Wisconsin gives West hope of challenging B10 East dominance
The Big Ten West might not be best, but it is getting closer to challenging the East Division’s conference dominance.
Wisconsin returns the entire offensive line and a 1,900-yard rusher from its record-setting 13-win team, and some see the Badgers as a contender for the College Football Playoff.
Iowa has the nation’s top tight end in Noah Fant, Northwestern is coming off its second 10-win season in three years and Purdue is on the rise under Jeff Brohm. Nebraska, mostly a non-factor since joining the league in 2011, is poised to make a move up after native son Scott Frost was brought home to revive the proud program.
Teams from the current East, dating to the years of the Legends and Leaders divisions, have won five straight conference championships. Ohio State, which will break in a new quarterback, is the favorite again.
Penn State has a favorable schedule and a quarterback who’s passed for more than 3,500 yards two straight years. Michigan State returns a bevy of skilled players from last year’s 10-win team. Michigan, winless against Ohio State and 1-2 against Michigan State the last three years, is looking for more in year four under Jim Harbaugh.
“The West will be the most competitive it’s been since the Big Ten has been split up geographically,” said Big Ten Network analyst and former coach Gerry DiNardo, who also noted facility upgrades across the West, Brohm’s fast start and how Frost’s hiring has energized Nebraska fans.
The East is the flashpoint for off-the-field issues this preseason. Ohio State coach Urban Meyer is on administrative paid leave while his handling of domestic violence allegations against former receivers coach Zach Smith is investigated. Maryland coach DJ Durkin is on leave amid allegations of an abusive culture in the program and the team’s failure to properly react after offensive lineman Jordan McNair fell ill during a May 29 workout and later died.
Champ excluded from CFP
The Big Ten champion has been left out of the four-team playoff the last two years, coinciding with the start of the nine-game conference schedule. A one-loss Ohio State made the playoff in ’16 over two-loss league champion Penn State; the two-loss champion Buckeyes were left out in 2017.

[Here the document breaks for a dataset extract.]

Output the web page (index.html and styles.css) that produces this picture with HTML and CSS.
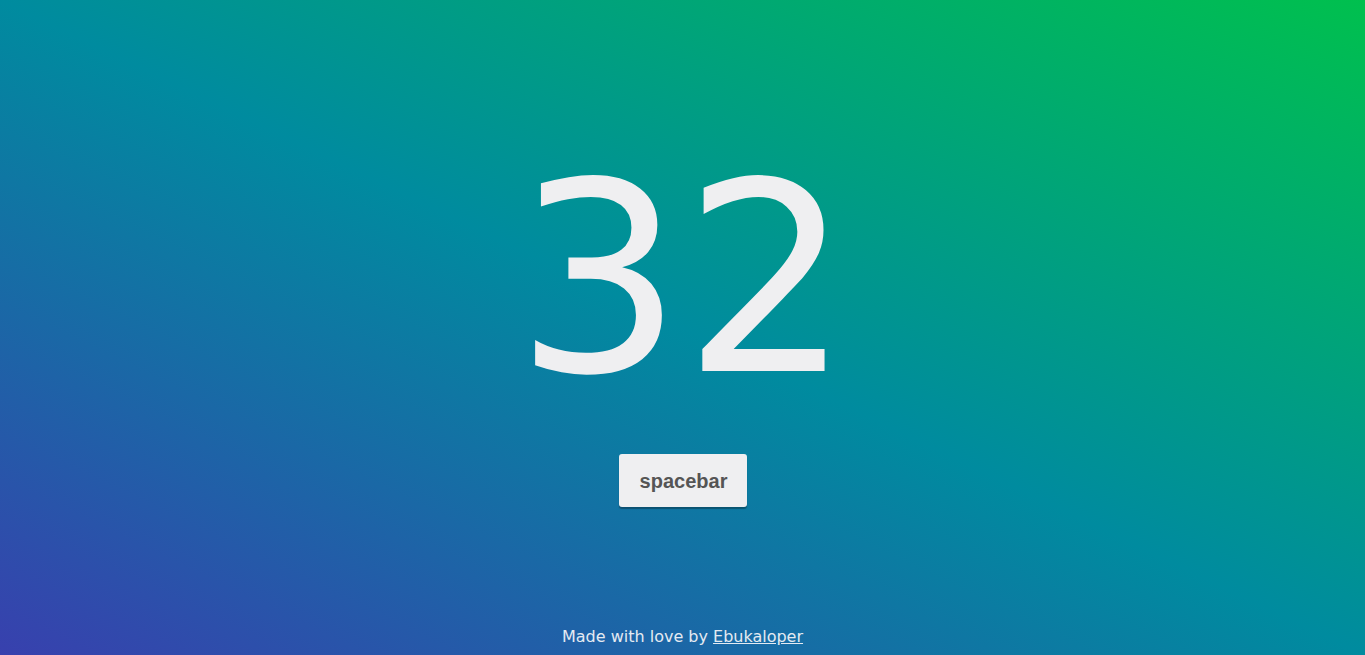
FILE: index.html
```html
<!DOCTYPE html>
<html lang="en">
<head>
<meta charset="utf-8">
<title>Counter</title>
<link rel="stylesheet" href="styles.css">
</head>
<body>
<div class="page">
  <main class="main">
    <div class="count">32</div>
    <button class="btn">spacebar</button>
  </main>
  <footer class="footer">Made with love by <a href="#" class="link">Ebukaloper</a></footer>
</div>
</body>
</html>
```
FILE: styles.css
```css
html, body {
  margin: 0;
  padding: 0;
  height: 100%;
}
body {
  font-family: "DejaVu Sans", sans-serif;
  background: linear-gradient(to top right, #3840ae 0%, #008b9f 50%, #00c04e 100%);
  overflow: hidden;
}
.page {
  height: 100vh;
  display: flex;
  flex-direction: column;
  align-items: center;
}
.main {
  display: flex;
  flex-direction: column;
  align-items: center;
  padding-top: 121px;
}
.count {
  font-size: 264px;
  line-height: 318px;
  color: #efeff1;
  padding-left: 1px;
}
.btn {
  margin-top: 15px;
  width: 128px;
  height: 53px;
  padding: 2px 0 0 2px;
  border: none;
  border-radius: 3px;
  background: #efeff1;
  color: #555555;
  font-family: "Liberation Sans", Arial, sans-serif;
  font-weight: bold;
  font-size: 20px;
  box-shadow: 0 2px 1px rgba(0,0,0,0.3);
  cursor: pointer;
}
.footer {
  margin-top: auto;
  padding-bottom: 9px;
  font-size: 16px;
  color: #e4eaf2;
}
.link {
  color: #e4eaf2;
  text-decoration: underline;
}
```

“I don’t think there’s any doubt that playing nine games in the kind of rigorous schedule that we play makes achieving an undefeated season more difficult. And it is true that the committee has not selected a team with two losses from any conference,” commissioner Jim Delany said. “We continue to build a conference and want to be as good as we can be, and we think that includes playing each other as much as we can, playing the best teams in the country in the nonconference as well as postseason and continuing to make the case that our teams are among the four best in the country.”
Frost is the Big Ten’s only first-year coach, returning to the program he quarterbacked to a share of the 1997 national title. The Huskers haven’t won a conference championship since 1999 (Big 12) and are 12-14 in Big Ten games the last three years. The Huskers’ difficult schedule means progress might not be measured in wins and losses this season. Frost wants to bring back the physicality and player development that spawned championships in the program’s 1990s heyday. Then he will set his sights on overtaking Wisconsin.
“A lot of what Wisconsin is doing is the Nebraska model,” Frost said. “They’ve been out-Nebraska-ing Nebraska, and we’re here to fix that.”
Offense: Ohio State RB J.K. Dobbins started 12 games as a freshman and set a school rookie record with 1,403 yards. Penn State QB Trace McSorley has thrown a TD pass in 28 straight games, the longest active streak in the FBS. Wisconsin RB Jonathan Taylor ran for 1,977 yards to set the Bowl Subdivision freshman rushing record.
Defense: Michigan DE Rashan Gary, one of the most athletically gifted players in the college game, had 12 tackles for loss and six sacks. Ohio State DE Nick Bosa led his team with 16 tackles for loss and eight sacks. Wisconsin LB T.J. Edwards was the Badgers’ second-leading tackler, and his four interceptions tied for most by a Power Five linebacker.
Northwestern RB Jeremy Larkin rushed for 503 yards and averaged 6 yards per carry as the backup to star Justin Jackson.
Iowa QB Nate Stanley flies under the radar even in his own conference. His 26 TD passes against six interceptions showed he’s the real deal.
Indiana safety-linebacker Marcelino Ball, who missed most of last season with a knee injury, was stellar in 2016 and ready to re-emerge.